GD: Why should Ministers continue to study theology?

LA: Without growing in our theological understanding and learning how to offer it to others in ways which truly serve their faith, we will become dry, dull and entirely predictable. We will succeed only in shaping congregations after our own image. It’s a terrifying thought, but it’s true.

GD: Scary thought. Now, how do you understand the relationship between preaching and the power of the Holy Spirit?

LA: Four convictions are uppermost. Firstly, the Holy Spirit is Sovereign in His pulpit ministry. He will bless or not as He wills, and will use sermons entirely as He wishes. Secondly, and every preacher discovers this, the Spirit especially owns sermons which are carefully prepared. If we engage in exegetical guesswork, are vague in our application, or just meander through our pulpit time, then we grieve rather than honour the Spirit whose Word we handle. Thirdly, we need to be very careful about thinking we know just when the Spirit is really at work through us. Sure, at times in a sermon we sense a great engagement from the congregation, there can be a real stillness and concentration. Is the Spirit at work then? Very often, I think; but let’s be cautious, and believe that He can work in restless congregations and through stumbling preachers. This belief keeps me going!

Fourthly, God has given every encouragement for us to believe that a ministry which is bathed in prayer will be blessed by Heaven. I know all too little of this wrestling for God’s blessing, and see it as a definite area in which I need to grow in my faith and practice.

GD: If time travel were possible, which character from post-biblical church history would you most like to meet and what would you say to him/her?

LA: I’m always deeply attracted to men who’ve worked hard with large hearts for the Lord’s people, the lost and the Saviour. Give me a coffee and cigar date with a Bucer, Calvin, Grindal, Flavel, Baxter, Grimshaw, Venn or Fuller, and I would be a happy man. I would ask each to speak on a subject of their choice for an hour, and would take copious notes!

GD: Why did you leave a “settled pastorate” to plant a church in Huddersfield?

LA: Cutting to the chase, because I came to a conviction that God was moving us on. We were very settled in West London, where I was serving as Pastor of Gunnersbury Baptist Church. After 12 years we felt that we were beginning to get under steam, and it was a fruitful ministry leading a team of two other fulltimers. Quite unexpectedly to us the Lord made us think about other areas of usefulness, and Sarah and I prayed hard, did our research, and took the counsel of wise friends. In brief, we knew that Huddersfield needed a Reformed and Evangelical Church, and everyone we spoke to confirmed that we should be doing it. We moved in September of last year.

GD: How’s it going so far?

LA: Excellent beginnings, with a great core, some of whom have been praying for a church planter and new work for years. Churches of any size here are Pentecostal or Charismatic, so we have a great opportunity to do something distinctive and different, whilst respecting their labours. The work is obviously small, but the potential of doing good in the town is massive!

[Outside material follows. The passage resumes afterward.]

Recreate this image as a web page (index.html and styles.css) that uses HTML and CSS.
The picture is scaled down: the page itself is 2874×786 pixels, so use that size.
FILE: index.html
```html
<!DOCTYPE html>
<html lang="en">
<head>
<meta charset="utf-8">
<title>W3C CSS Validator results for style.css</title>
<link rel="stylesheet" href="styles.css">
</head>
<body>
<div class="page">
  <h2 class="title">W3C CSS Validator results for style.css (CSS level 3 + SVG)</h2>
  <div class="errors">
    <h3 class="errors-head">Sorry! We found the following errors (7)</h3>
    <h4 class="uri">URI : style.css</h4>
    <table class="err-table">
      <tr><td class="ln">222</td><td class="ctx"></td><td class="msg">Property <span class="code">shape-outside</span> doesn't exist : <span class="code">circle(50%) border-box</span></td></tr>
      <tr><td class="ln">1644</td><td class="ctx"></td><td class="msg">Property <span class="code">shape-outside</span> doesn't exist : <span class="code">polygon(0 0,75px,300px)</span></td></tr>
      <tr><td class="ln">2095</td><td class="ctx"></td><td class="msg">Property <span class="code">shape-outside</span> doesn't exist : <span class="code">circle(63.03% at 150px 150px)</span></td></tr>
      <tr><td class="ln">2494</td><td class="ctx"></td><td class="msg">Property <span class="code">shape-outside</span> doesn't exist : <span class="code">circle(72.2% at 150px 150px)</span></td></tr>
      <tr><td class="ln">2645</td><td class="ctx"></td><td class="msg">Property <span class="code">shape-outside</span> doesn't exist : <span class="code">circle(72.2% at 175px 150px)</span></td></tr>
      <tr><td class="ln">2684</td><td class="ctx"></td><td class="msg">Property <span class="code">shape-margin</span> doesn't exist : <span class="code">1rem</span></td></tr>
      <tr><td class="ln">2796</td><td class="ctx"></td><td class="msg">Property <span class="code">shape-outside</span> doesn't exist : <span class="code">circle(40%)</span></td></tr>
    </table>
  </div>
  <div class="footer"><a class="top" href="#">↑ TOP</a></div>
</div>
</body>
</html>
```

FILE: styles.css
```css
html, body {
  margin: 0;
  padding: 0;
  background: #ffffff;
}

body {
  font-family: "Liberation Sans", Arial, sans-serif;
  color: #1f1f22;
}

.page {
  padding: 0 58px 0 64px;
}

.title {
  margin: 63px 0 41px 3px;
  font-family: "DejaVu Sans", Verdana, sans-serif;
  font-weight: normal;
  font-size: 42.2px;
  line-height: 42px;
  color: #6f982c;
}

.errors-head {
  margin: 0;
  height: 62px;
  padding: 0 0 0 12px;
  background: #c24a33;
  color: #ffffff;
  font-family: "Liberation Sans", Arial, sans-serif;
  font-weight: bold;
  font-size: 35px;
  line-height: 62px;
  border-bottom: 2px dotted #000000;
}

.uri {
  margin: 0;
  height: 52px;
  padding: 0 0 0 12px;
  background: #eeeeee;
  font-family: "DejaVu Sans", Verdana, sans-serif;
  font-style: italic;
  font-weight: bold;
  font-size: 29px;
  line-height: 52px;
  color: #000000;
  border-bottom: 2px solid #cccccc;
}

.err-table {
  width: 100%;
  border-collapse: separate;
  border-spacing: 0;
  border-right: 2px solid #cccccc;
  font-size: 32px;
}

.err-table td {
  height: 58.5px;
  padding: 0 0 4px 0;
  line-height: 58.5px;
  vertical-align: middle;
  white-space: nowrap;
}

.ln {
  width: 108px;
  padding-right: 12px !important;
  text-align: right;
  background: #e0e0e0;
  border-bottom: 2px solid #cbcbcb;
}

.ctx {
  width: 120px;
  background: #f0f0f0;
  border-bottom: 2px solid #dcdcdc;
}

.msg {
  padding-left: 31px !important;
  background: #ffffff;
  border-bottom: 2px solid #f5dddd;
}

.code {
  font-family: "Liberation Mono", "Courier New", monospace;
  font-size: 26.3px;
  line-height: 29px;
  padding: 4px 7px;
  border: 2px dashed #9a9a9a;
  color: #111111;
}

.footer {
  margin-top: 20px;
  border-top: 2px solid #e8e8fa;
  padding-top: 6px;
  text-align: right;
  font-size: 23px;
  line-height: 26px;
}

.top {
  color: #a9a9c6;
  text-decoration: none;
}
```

GD: You are booked to speak at the Banner of Truth Ministers’ Conference in April. What will you be preaching on?

LA: Our love for Christ and our longing for His Appearing.

GD: I look forward to that. You are a “Banner” regular. What makes you return to the conference year after year?

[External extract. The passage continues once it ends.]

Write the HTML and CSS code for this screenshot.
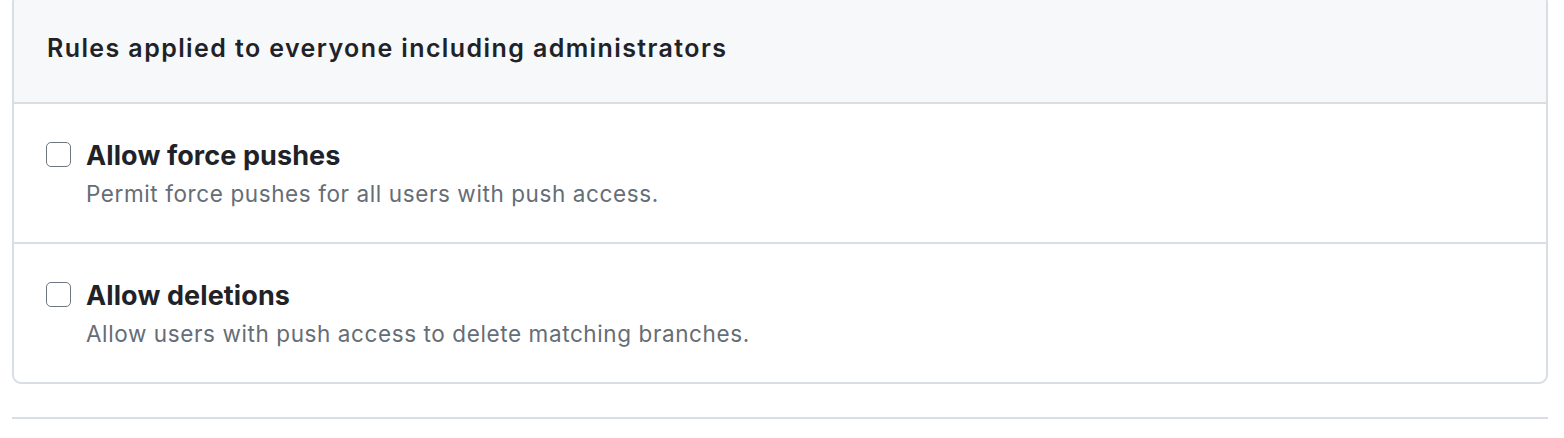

LA: Friends, peace and quiet, time to think, fun, and the opportunity to hear often great preaching. I use Banner as a context in which I do work with my own soul. Do I still love the God of grace; is this still my theology; do I still believe in preaching and the local church; am I still committed to growing in love for Him, His truth, His people, His cause? I always come back with answers to those questions.

GD: Care to name your top three songs/pieces of music?

LA: Bach’s Cello Suite No. 1 in G, Iron Maiden’s Aces High, and Too Close to Heaven by The Waterboys.

GD: What is the most helpful work of theology that you have read in the last twelve months? It is a must read because...

LA: With the upheavals of moving I think that serious reading has taken a back seat. I have bought Muller’s Post-Reformation Reformed Dogmatics, which I’m working through. I think it’s a little like Joyce’s Ulysses, in that many have it, many have started it, most have fallen out of it! Quite simply, we younger men need to read big, hard books, including books which show how our beliefs have been handled and shaped by previous generations.

GD: What is the biggest problem facing Evangelicalism today, and how should we respond?

LA: Certainly up there is our disinclination towards doctrinal clarity, and clear church order. I think these problems will be more marked as there is more church planting in the UK in the coming years (which is obviously vital!). I see planters who are just delighted to have anyone join their congregations, and are unwilling to put church distinctives to the fore, for fear of being seen as narrow and unwelcoming. I believe that we honour the Lord by a sensitive catholicity of spirit and approach, whilst not neglecting to be clear about what we stand for and why. Evangelicalism’s problems are legion, but this is one I see a lot of in my context.

GD: Which theology/ministry blogs do you find useful and why?

LA: I’m not a big blog trawler, but do check the ones I’ve linked at http://reclaimedblogger.blogspot.com/. I look for ideas, good writing, and humour!

GD: You won't find anything like that on my blog, but thanks for dropping by for this conversation. See you at Banner.

1 comment:

Jonathan Hunt said...

Good interview. I'm looking forward to Lewis' contributions at Banner.